I don't expect to do a lot of smoking, it will be occasional. It's just another aspect of cooking I'd like to experience. Besides, I love ribs and pulled pork and I already have a recipe for a kick butt BBQ sauce.

I'd really appreciate the recommendation of you knowledgeable folks.


----------



## GB (May 5, 2006)

I can't give you any real advice Andy, but if it were me I would get the Brinkmann. It is cheaper than a tank of gas


----------



## ronjohn55 (May 5, 2006)

Well, since I'm the owner of a propane smoker I can't speak from first hand knowledge, but from what I've gathered while scouring BBQ sites for ideas and recipes, the consensus I've found is that the "El Cheapo Brinkman" as it is known, will require modifications to become a reliable smoker (As far as temp control and such), but it will work. 

The Weber smokeymountain, however, is almost unanimously reagrded as a superior, turn key product. 

Some good websites for information are:

http://www.randyq.addr.com/ 
and
http://www.virtualweberbullet.com/index.html

John


----------



## Andy M. (May 5, 2006)

Thanks, John, really good info.


----------



## htc (May 5, 2006)

Hi Andy, I have the Brinkmann that you linked to. Found it at a garage sale for $5. I actually like it. Please take my feedback with a grain of salt. I'm not an avid smoker like others on this forum. I just do it once in a while and wanted to expand my cooking methods. I would honestly never buy any Brinkmann grills because like people say, it is cheap. 

I have never used any other smoker so have no way of comparing different brands or styles. I have used it only for pulled pork and smoked beef short ribs. 

If you're not going to use it a lot, why not got the cheaper route. If after a while you find that it doesn't suit your needs and you smoke more, then maybe it'll be time to upgrade. You may find that for a once in a while, non-competitive thing, it'll be good for that.


----------



## Andy M. (May 5, 2006)

Thanks, I appreciate your sharing your experience.


----------



## matts (May 10, 2006)

I know this is a few days old post, but I wanted to add that you have to use the Brinkman smoker on concrete or some other non-combustable surface -- and *NOT* your deck.  There's a little whole in the bottom of the firepot that drops hot coals out.  I know this from experience, I saw a ton of smoke out my back window when I was using mine, and thought, 'Wow, that's a real smoker!'.  But really, my deck was burning. It could have been bad had I not noticed the smoke.

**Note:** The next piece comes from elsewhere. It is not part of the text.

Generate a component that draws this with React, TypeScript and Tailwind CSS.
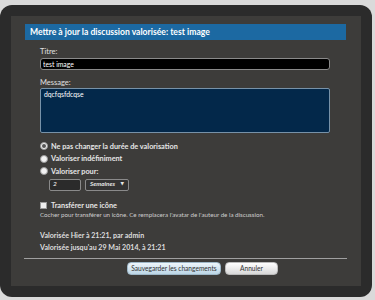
import React, { useState } from "react";

const font = { fontFamily: '"Lato", "DejaVu Sans", sans-serif' };

const Radio = ({ checked, label }: { checked?: boolean; label: string }) => (
    <label className="flex h-[12.5px] items-center gap-[3px]">
        <span className="flex h-[8px] w-[8px] items-center justify-center rounded-full border border-[#999] bg-[#f2f2f2]">
            {checked && <span className="h-[4px] w-[4px] rounded-full bg-[#555]" />}
        </span>
        <span className="text-[7.3px] leading-none font-bold text-[#e6e6e6]">{label}</span>
    </label>
);

const App = () => {
    const [titre, setTitre] = useState("test image");

    return (
        <div className="h-[300px] w-[375px] overflow-hidden bg-[#dadada] pt-[5px] leading-none" style={font}>
            <div className="h-[292px] w-[372px] rounded-[12px] bg-[#2b2b2b] p-[11px]">
                <div className="h-full bg-[#3d3c3a] pt-[8px]">
                    {/* header */}
                    <div className="ml-[14px] flex h-[16px] w-[321px] items-center bg-[#1c69a2] pl-[5px] text-[8.6px] font-bold text-white">
                        Mettre à jour la discussion valorisée: test image
                    </div>

                    <div className="ml-[29px] w-[290px]">
                        <div className="mt-[7px] flex h-[10px] items-center text-[7.5px] text-[#e0e0e0]">Titre:</div>
                        <input
                            value={titre}
                            onChange={(e) => setTitre(e.target.value)}
                            className="mt-[1px] block h-[12px] w-full rounded-[3px] border border-[#8a8a8a] bg-black px-[2px] text-[6.8px] text-white outline-none"
                        />

                        <div className="mt-[8px] flex h-[10px] items-center text-[7.5px] text-[#e0e0e0]">Message:</div>
                        <div className="h-[45px] w-full rounded-[2px] border border-[#7892a8] bg-[#03284a] px-[3px] pt-[2px] text-[6.8px] text-white">
                            dqcfqsfdcqse
                        </div>

                        {/* radios */}
                        <div className="mt-[7px] flex flex-col">
                            <Radio checked label="Ne pas changer la durée de valorisation" />
                            <Radio label="Valoriser indéfiniment" />
                            <Radio label="Valoriser pour:" />
                        </div>
                        <div className="ml-[9px] mt-[1px] flex gap-[4px]">
                            <div className="flex h-[12px] w-[32px] items-center rounded-[2px] border border-[#8a8a8a] bg-[#2b2b2b] pl-[3px] text-[6.5px] italic text-white">
                                2
                            </div>
                            <div className="flex h-[12px] w-[44px] items-center justify-between rounded-[2px] border border-[#8a8a8a] bg-[#333] px-[4px] text-[6.3px] font-bold italic text-[#e6e6e6]">
                                <span>Semaines</span>
                                <span className="text-[4.5px] not-italic">▼</span>
                            </div>
                        </div>

                        {/* checkbox */}
                        <div className="mt-[10px] flex h-[10px] items-center gap-[4px]">
                            <span className="h-[7px] w-[7px] border border-[#999] bg-[#eee]" />
                            <span className="text-[7.3px] font-bold text-[#e6e6e6]">Transférer une icône</span>
                        </div>
                        <div className="mt-[1px] flex h-[8px] items-center whitespace-nowrap text-[6.2px] text-[#cfcfcf]">
                            Cocher pour transférer un icône. Ce remplacera l'avatar de l'auteur de la discussion.
                        </div>

                        <div className="mt-[11px] flex h-[10px] items-center text-[7.1px] font-bold text-[#dedede]">
                            Valorisée Hier à 21:21, par admin
                        </div>
                        <div className="mt-[2px] flex h-[10px] items-center text-[7.1px] font-bold text-[#dedede]">
                            Valorisée jusqu'au 29 Mai 2014, à 21:21
                        </div>
                    </div>

                    {/* divider */}
                    <div className="ml-[13px] mt-[5px] h-[1px] w-[323px] bg-[#a0a0a0]" />

                    <div className="ml-[116px] mt-[3px] flex gap-[4px]">
                        <button className="h-[13px] w-[94px] rounded-[4px] border border-[#9fb8c8] bg-gradient-to-b from-[#eef6fb] to-[#bcd6e6] text-[6.6px] leading-none text-[#333]">
                            Sauvegarder les changements
                        </button>
                        <button className="h-[13px] w-[53px] rounded-[4px] border border-[#bbb] bg-gradient-to-b from-white to-[#d8d8d8] text-[6.6px] leading-none text-[#333]">
                            Annuler
                        </button>
                    </div>
                </div>
            </div>
        </div>
    );
};

export default App;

My advice: Go for an electric or propane fired smoker.


----------



## JWJR40 (May 19, 2006)

I'm a newbie to smoking.  I have the Brinkman Gourmet smoker.  This weekend will be my first smoke.  I have read about not putting the smoker on your deck, but I have mine set up on cinderblocks with a cement pad on top on my deck.  Should I have any problems with this setup?


----------



## GB (May 19, 2006)

How large of an area does the cement cover?

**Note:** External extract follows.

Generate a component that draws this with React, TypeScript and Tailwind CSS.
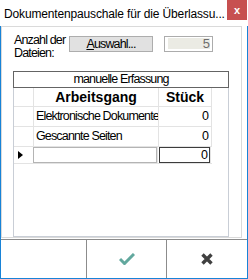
import React from "react";

const rows = [
  { name: "Elektronische Dokumente", count: 0 },
  { name: "Gescannte Seiten", count: 0 },
];

function CheckIcon() {
  return (
    <svg width="16" height="12" viewBox="0 0 16 12">
      <path d="M1 6 L5.5 10.5 L15 1" fill="none" stroke="#62a89e" strokeWidth="3" />
    </svg>
  );
}

function CrossIcon() {
  return (
    <svg width="12" height="12" viewBox="0 0 12 12">
      <path d="M1.5 1.5 L10.5 10.5 M10.5 1.5 L1.5 10.5" fill="none" stroke="#404040" strokeWidth="3.4" />
    </svg>
  );
}

export default function App() {
  return (
    <div className="w-[248px] h-[279px] bg-white flex flex-col text-black font-['Liberation_Sans',Arial,sans-serif]">
      {/* title bar */}
      <div className="h-[26px] flex items-start shrink-0">
        <div className="flex-1 pl-[4px] pt-[7px] text-[12px] leading-[14px] tracking-[-0.15px] whitespace-nowrap overflow-hidden">
          Dokumentenpauschale für die Überlassu...
        </div>
        <div className="w-[20px] h-[20px] bg-[#c75050] flex items-center justify-center text-white text-[11px] font-bold leading-none mr-[1px]">
          x
        </div>
      </div>

      {/* window body */}
      <div className="flex-1 flex flex-col border-x border-b border-[#1883d7]">
        <div className="w-[241px] h-[212px] border border-[#dadada] flex flex-col text-[12.5px] tracking-[-0.85px] shrink-0">
          <div className="flex items-start pt-[9px]">
            <div className="w-[67px] pl-[12px] -mt-[2px] leading-[13px]">
              Anzahl der
              <br />
              Dateien:
            </div>
            <div className="w-[84px] h-[16px] bg-[#e1e1e1] border border-[#adadad] flex items-center justify-center leading-none">
              <span>
                <span className="underline">A</span>uswahl...
              </span>
            </div>
            <div className="ml-[11px] w-[49px] h-[16px] border border-[#acacac] bg-white pl-[3px] pr-[2px] pt-[1px] pb-[2px]">
              <div className="h-full bg-[#ebebe4] text-[#6d6d6d] text-right leading-[11px] text-[13px] tracking-normal">5</div>
            </div>
          </div>

          {/* group */}
          <div className="ml-[11px] mt-[11px] w-[216px] h-[169px] flex flex-col border-x border-b border-[#c9ced6]">
            <div className="-mx-px h-[17px] border border-[#646464] flex items-center justify-center leading-none">
              manuelle Erfassung
            </div>
            <div className="flex flex-col w-[198px]">
              <div className="flex h-[19px] border-b border-[#e3e3e3] tracking-normal">
                <div className="w-[20px] border-r border-[#e3e3e3]" />
                <div className="w-[125px] border-r border-[#e3e3e3] flex items-center justify-center font-bold text-[14px] leading-none">
                  Arbeitsgang
                </div>
                <div className="w-[53px] border-r border-[#e3e3e3] flex items-center justify-center font-bold text-[14px] leading-none">
                  Stück
                </div>
              </div>
              {rows.map((r) => (
                <div key={r.name} className="flex h-[20px] border-b border-[#e3e3e3]">
                  <div className="w-[20px] border-r border-[#e3e3e3]" />
                  <div className="w-[125px] border-r border-[#e3e3e3] flex items-center pl-[2px] whitespace-nowrap overflow-hidden leading-none">
                    {r.name}
                  </div>
                  <div className="w-[53px] border-r border-[#e3e3e3] flex items-center justify-end pr-[3px] leading-none">
                    {r.count}
                  </div>
                </div>
              ))}
              <div className="flex h-[17px] border-b border-[#e3e3e3]">
                <div className="w-[20px] border-r border-[#e3e3e3] flex items-center pl-[4px]">
                  <div className="w-0 h-0 border-y-[4px] border-y-transparent border-l-[5px] border-l-black" />
                </div>
                <div className="w-[125px] -ml-px border-r border-[#e3e3e3] flex items-start">
                  <div className="w-[125px] h-[16px] border border-[#b4b4b4] bg-white" />
                </div>
                <div className="w-[53px] border-r border-[#e3e3e3] flex items-start pl-[1px]">
                  <div className="w-[51px] h-[16px] border border-[#3c3c3c] flex items-center justify-end pr-[2px] leading-none">
                    0
                  </div>
                </div>
              </div>
            </div>
          </div>
        </div>

        {/* button bar */}
        <div className="mt-[1px] flex-1 flex border-t border-[#8c8c8c]">
          <div className="w-[86px] border-r border-[#8c8c8c]" />
          <div className="w-[80px] border-r border-[#8c8c8c] flex items-center justify-center">
            <CheckIcon />
          </div>
          <div className="flex-1 flex items-center justify-center">
            <CrossIcon />
          </div>
        </div>
      </div>
    </div>
  );
}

You want to be careful of burning embers coming out of the smoker. You should be OK, but you might want to stay by the smoker with a fire extinguisher and a cooler full of beer


----------



## JWJR40 (May 19, 2006)

Thanks for your response.  The pad is 24" x 24" x 1" thick and is sitting on 6 regular sized cinder blocks.


----------



## Michael in FtW (May 19, 2006)

Sounds like you are in good shape JWJR40 - the base of the unit is smaller than the concrete pad. Since I assume your gourmet model is basically like my cheaper model (the charcoal pan only has one hole in the center of it) then that's about the only place you have to worry about embers falling out. Brinkmann does sell a drip pan/ash guard (item # 812-3309-0) which is a 20-inch round metal pan that the smoker sits in - in fact if you read the instruction manual it says to use one. They run about $20.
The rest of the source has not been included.